RECORDED DATA >>

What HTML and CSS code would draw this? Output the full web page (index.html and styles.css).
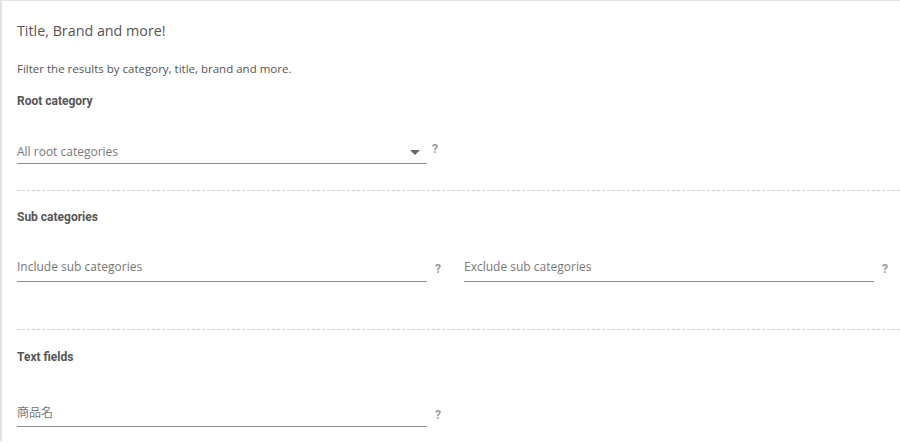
FILE: index.html
```html
<!DOCTYPE html>
<html lang="en">
<head>
    <meta charset="UTF-8">
    <meta name="viewport" content="width=device-width, initial-scale=1.0">
    <title>Filter</title>
    <link rel="stylesheet" href="styles.css">
</head>
<body>
    <div class="card">
        <h2 class="card-title">Title, Brand and more!</h2>
        <p class="card-desc">Filter the results by category, title, brand and more.</p>

        <div class="section section-root">
            <h3 class="section-title">Root category</h3>
            <div class="row row-root">
                <div class="col">
                    <div class="field select">
                        <span class="placeholder">All root categories</span>
                        <span class="arrow"></span>
                    </div>
                    <span class="help help-select">?</span>
                </div>
            </div>
        </div>

        <div class="section section-sub">
            <h3 class="section-title">Sub categories</h3>
            <div class="row row-sub">
                <div class="col">
                    <div class="field input">
                        <span class="placeholder">Include sub categories</span>
                    </div>
                    <span class="help">?</span>
                </div>
                <div class="col">
                    <div class="field input">
                        <span class="placeholder">Exclude sub categories</span>
                    </div>
                    <span class="help">?</span>
                </div>
            </div>
        </div>

        <div class="section section-text">
            <h3 class="section-title">Text fields</h3>
            <div class="row row-text">
                <div class="col">
                    <div class="field input">
                        <span class="placeholder">商品名</span>
                    </div>
                    <span class="help">?</span>
                </div>
            </div>
        </div>
    </div>
</body>
</html>
```

FILE: styles.css
```css
html, body {
    margin: 0;
    padding: 0;
    background: #fff;
}

body {
    font-family: "Open Sans", "Noto Sans CJK JP", sans-serif;
    color: #555;
    overflow: hidden;
}

.card {
    border-top: 1px solid #e3e3e3;
    border-left: 2px solid #e3e3e3;
    padding: 20px 0 14px 15px;
}

.card-title {
    margin: 0;
    font-size: 14.3px;
    font-weight: 400;
    line-height: 20px;
    color: #555;
}

.card-desc {
    margin: 20px 0 0;
    font-size: 11.5px;
    line-height: 16px;
}

.section {
    border-top: 1px dashed #cfcfcf;
}

.section-root {
    border-top: none;
    padding: 16px 0 26px;
}

.section-sub {
    padding: 18px 0 47px;
}

.section-text {
    padding: 19px 0 0;
}

.section-title {
    margin: 0;
    font-family: Roboto, "Noto Sans", sans-serif;
    font-size: 12px;
    font-weight: 700;
    line-height: 16px;
    color: #555;
}

.row {
    display: flex;
}

.row-root { margin-top: 35px; }
.row-sub { margin-top: 34px; }
.row-text { margin-top: 40px; }

.col {
    display: flex;
    flex-shrink: 0;
    width: 447px;
}

.field {
    width: 410px;
    display: flex;
    align-items: center;
    border-bottom: 1px solid #8e8e8e;
    line-height: 16px;
}

.select { padding-bottom: 3px; }
.row-sub .field { padding-bottom: 6px; }
.row-text .field { padding-bottom: 5px; }

.placeholder {
    flex: 1;
    font-size: 12px;
    color: #777;
}

.arrow {
    width: 0;
    height: 0;
    border-left: 5px solid transparent;
    border-right: 5px solid transparent;
    border-top: 5px solid #666;
    margin-right: 7px;
}

.help {
    font-family: Roboto, sans-serif;
    font-size: 12px;
    font-weight: 700;
    color: #999;
    line-height: 16px;
    margin-left: 8px;
    margin-top: 2px;
}

.help-select {
    margin-left: 5px;
    margin-top: -3px;
}
```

CHALLENGE >>
Each line above is to be copied verbatim. Drop any image from the copy.

SOLUTION TO THE PROBLEM >>
What HTML and CSS code would draw this? Output the full web page (index.html and styles.css).
FILE: index.html
```html
<!DOCTYPE html>
<html lang="en">
<head>
    <meta charset="UTF-8">
    <meta name="viewport" content="width=device-width, initial-scale=1.0">
    <title>Filter</title>
    <link rel="stylesheet" href="styles.css">
</head>
<body>
    <div class="card">
        <h2 class="card-title">Title, Brand and more!</h2>
        <p class="card-desc">Filter the results by category, title, brand and more.</p>

        <div class="section section-root">
            <h3 class="section-title">Root category</h3>
            <div class="row row-root">
                <div class="col">
                    <div class="field select">
                        <span class="placeholder">All root categories</span>
                        <span class="arrow"></span>
                    </div>
                    <span class="help help-select">?</span>
                </div>
            </div>
        </div>

        <div class="section section-sub">
            <h3 class="section-title">Sub categories</h3>
            <div class="row row-sub">
                <div class="col">
                    <div class="field input">
                        <span class="placeholder">Include sub categories</span>
                    </div>
                    <span class="help">?</span>
                </div>
                <div class="col">
                    <div class="field input">
                        <span class="placeholder">Exclude sub categories</span>
                    </div>
                    <span class="help">?</span>
                </div>
            </div>
        </div>

        <div class="section section-text">
            <h3 class="section-title">Text fields</h3>
            <div class="row row-text">
                <div class="col">
                    <div class="field input">
                        <span class="placeholder">商品名</span>
                    </div>
                    <span class="help">?</span>
                </div>
            </div>
        </div>
    </div>
</body>
</html>
```

FILE: styles.css
```css
html, body {
    margin: 0;
    padding: 0;
    background: #fff;
}

body {
    font-family: "Open Sans", "Noto Sans CJK JP", sans-serif;
    color: #555;
    overflow: hidden;
}

.card {
    border-top: 1px solid #e3e3e3;
    border-left: 2px solid #e3e3e3;
    padding: 20px 0 14px 15px;
}

.card-title {
    margin: 0;
    font-size: 14.3px;
    font-weight: 400;
    line-height: 20px;
    color: #555;
}

.card-desc {
    margin: 20px 0 0;
    font-size: 11.5px;
    line-height: 16px;
}

.section {
    border-top: 1px dashed #cfcfcf;
}

.section-root {
    border-top: none;
    padding: 16px 0 26px;
}

.section-sub {
    padding: 18px 0 47px;
}

.section-text {
    padding: 19px 0 0;
}

.section-title {
    margin: 0;
    font-family: Roboto, "Noto Sans", sans-serif;
    font-size: 12px;
    font-weight: 700;
    line-height: 16px;
    color: #555;
}

.row {
    display: flex;
}

.row-root { margin-top: 35px; }
.row-sub { margin-top: 34px; }
.row-text { margin-top: 40px; }

.col {
    display: flex;
    flex-shrink: 0;
    width: 447px;
}

.field {
    width: 410px;
    display: flex;
    align-items: center;
    border-bottom: 1px solid #8e8e8e;
    line-height: 16px;
}

.select { padding-bottom: 3px; }
.row-sub .field { padding-bottom: 6px; }
.row-text .field { padding-bottom: 5px; }

.placeholder {
    flex: 1;
    font-size: 12px;
    color: #777;
}

.arrow {
    width: 0;
    height: 0;
    border-left: 5px solid transparent;
    border-right: 5px solid transparent;
    border-top: 5px solid #666;
    margin-right: 7px;
}

.help {
    font-family: Roboto, sans-serif;
    font-size: 12px;
    font-weight: 700;
    color: #999;
    line-height: 16px;
    margin-left: 8px;
    margin-top: 2px;
}

.help-select {
    margin-left: 5px;
    margin-top: -3px;
}
```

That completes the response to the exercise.